## begin Supplied data

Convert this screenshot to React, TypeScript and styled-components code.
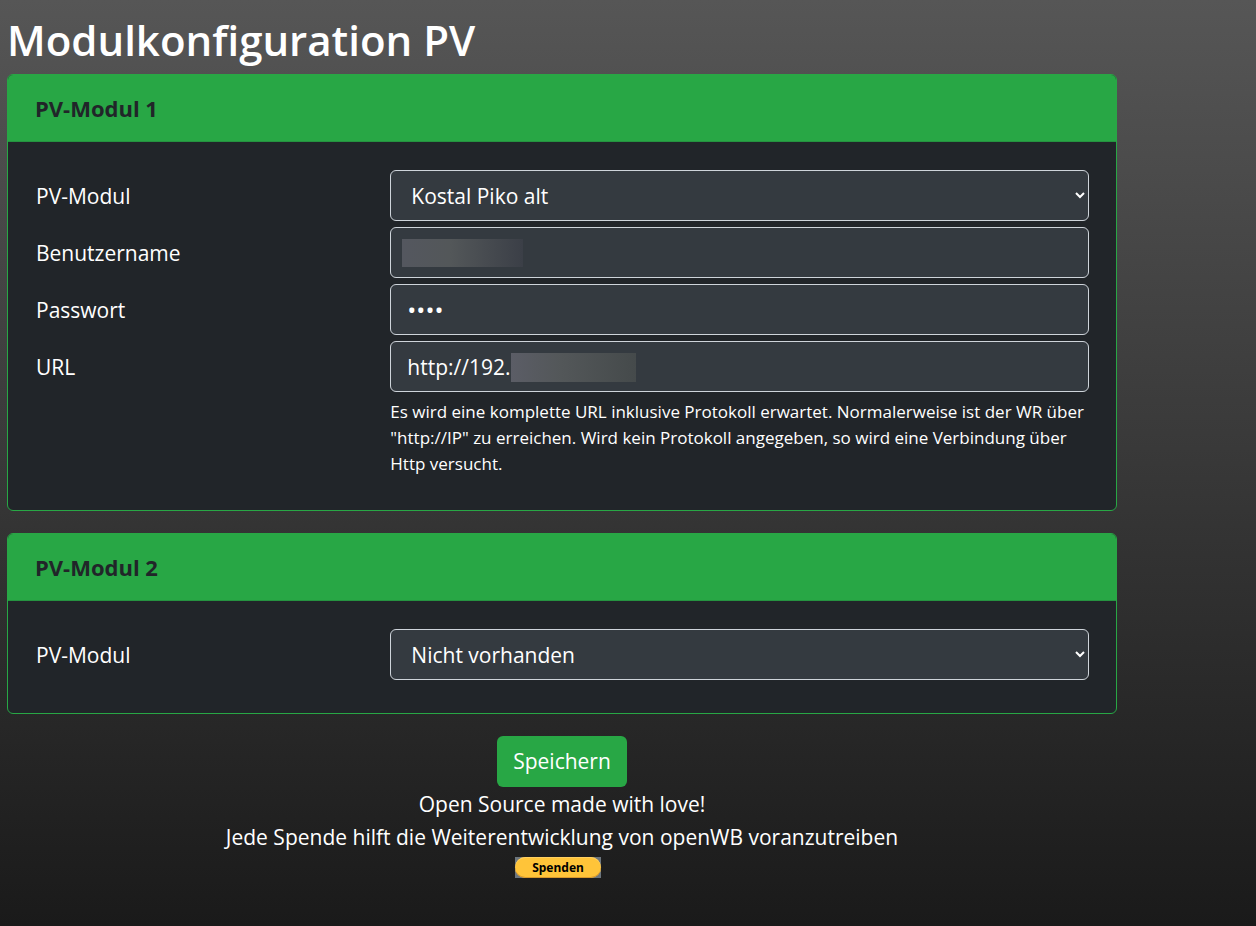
import React from 'react';
import styled, { createGlobalStyle } from 'styled-components';

const GlobalStyle = createGlobalStyle`
  *, *::before, *::after { box-sizing: border-box; }
  html { min-height: 100%; background: linear-gradient(#565656, #1a1a1a) no-repeat #1a1a1a; }
  body {
    margin: 0;
    color: #fff;
    font-family: "Segoe UI", "Open Sans", "Noto Sans", sans-serif;
    font-size: 21px;
    line-height: 33px;
  }
`;

const Page = styled.main`
  max-width: 1124px;
  padding: 12px 7px 0;
`;

const Title = styled.h1`
  margin: 0 0 6px;
  font-size: 42px;
  font-weight: 600;
  line-height: 56px;
`;

const Card = styled.section`
  margin-bottom: 22px;
  border: 1px solid #28a745;
  border-radius: 6px;
  background: #212529;
  overflow: hidden;
`;

const CardHeader = styled.h2`
  margin: 0;
  padding: 17px 27px 16px;
  border-bottom: 1px solid #259340;
  background: #28a745;
  color: #212529;
  font-size: 22px;
  font-weight: 700;
  line-height: 33px;
`;

const CardBody = styled.div`
  padding: 28px 27px 27px 28px;
`;

const Row = styled.div`
  display: grid;
  grid-template-columns: minmax(0, 1fr) minmax(0, 2fr);
  column-gap: 5px;
  margin-bottom: 6px;
`;

const Label = styled.label`
  padding: 10px 0 8px;
`;

const Field = styled.div`
  position: relative;
`;

const controlStyle = `
  display: block;
  width: 100%;
  height: 51px;
  padding: 8px 16px;
  border: 1px solid #ced4da;
  border-radius: 6px;
  background-color: #343a40;
  color: #fff;
  font: inherit;
`;

const Input = styled.input`
  ${controlStyle}
  &[type='password'] { font-size: 24px; }
`;

const Select = styled.select`
  ${controlStyle}
  padding-right: 1px;
`;

const Redaction = styled.span<{ $left: number; $width: number; $height: number; $from: string; $to: string }>`
  position: absolute;
  top: 12px;
  left: ${(p) => p.$left}px;
  width: ${(p) => p.$width}px;
  height: ${(p) => p.$height}px;
  background: linear-gradient(90deg, ${(p) => p.$from}, #535759 40%, ${(p) => p.$to});
`;

const Help = styled.p`
  margin: 7px 0 0;
  font-size: 17px;
  line-height: 26px;
`;

const Actions = styled.div`
  display: flex;
  flex-direction: column;
  align-items: center;
  text-align: center;
`;

const SaveButton = styled.button`
  height: 51px;
  margin-bottom: 1px;
  padding: 0 16px;
  border: 0;
  border-radius: 6px;
  background: #28a745;
  color: #fff;
  font: inherit;
  cursor: pointer;
`;

const Line = styled.p`
  margin: 0;
`;

const DonateButton = styled.button`
  width: 86px;
  height: 21px;
  margin: 3px 8px 48px 0;
  padding: 0;
  border: 0;
  background: #6c757d;
  cursor: pointer;
`;

const Pill = styled.span`
  display: block;
  height: 21px;
  border-radius: 11px;
  background: #ffc439;
  box-shadow: inset 0 1px #ffd061, inset 0 -1px #d9992c;
  color: #000;
  font-family: "Noto Sans", sans-serif;
  font-size: 12px;
  font-weight: 700;
  line-height: 21px;
`;

export default function App() {
  return (
    <>
      <GlobalStyle />
      <Page>
        <Title>Modulkonfiguration PV</Title>
        <form onSubmit={(e) => e.preventDefault()}>
          <Card>
            <CardHeader>PV-Modul 1</CardHeader>
            <CardBody>
              <Row>
                <Label htmlFor="modul1">PV-Modul</Label>
                <Field>
                  <Select id="modul1" defaultValue="piko">
                    <option value="piko">Kostal Piko alt</option>
                  </Select>
                </Field>
              </Row>
              <Row>
                <Label htmlFor="user">Benutzername</Label>
                <Field>
                  <Input id="user" type="text" />
                  <Redaction $left={12} $width={121} $height={28} $from="#54575f" $to="#3b3f47" />
                </Field>
              </Row>
              <Row>
                <Label htmlFor="password">Passwort</Label>
                <Field>
                  <Input id="password" type="password" defaultValue="abcd" />
                </Field>
              </Row>
              <Row>
                <Label htmlFor="url">URL</Label>
                <Field>
                  <Input id="url" type="text" defaultValue="http://192." />
                  <Redaction $left={121} $width={125} $height={29} $from="#5b5d66" $to="#454a4b" />
                  <Help>
                    Es wird eine komplette URL inklusive Protokoll erwartet. Normalerweise ist der WR über
                    "http://IP" zu erreichen. Wird kein Protokoll angegeben, so wird eine Verbindung über
                    Http versucht.
                  </Help>
                </Field>
              </Row>
            </CardBody>
          </Card>
          <Card>
            <CardHeader>PV-Modul 2</CardHeader>
            <CardBody>
              <Row>
                <Label htmlFor="modul2">PV-Modul</Label>
                <Field>
                  <Select id="modul2" defaultValue="none">
                    <option value="none">Nicht vorhanden</option>
                  </Select>
                </Field>
              </Row>
            </CardBody>
          </Card>
          <Actions>
            <SaveButton type="submit">Speichern</SaveButton>
            <Line>Open Source made with love!</Line>
            <Line>Jede Spende hilft die Weiterentwicklung von openWB voranzutreiben</Line>
            <DonateButton type="button">
              <Pill>Spenden</Pill>
            </DonateButton>
          </Actions>
        </form>
      </Page>
    </>
  );
}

## end Supplied data

▸ **To do**
Looking at the listing above, how many of its lines contain the string "React"? Give the number alone.

▸ **Result for this exercise**
2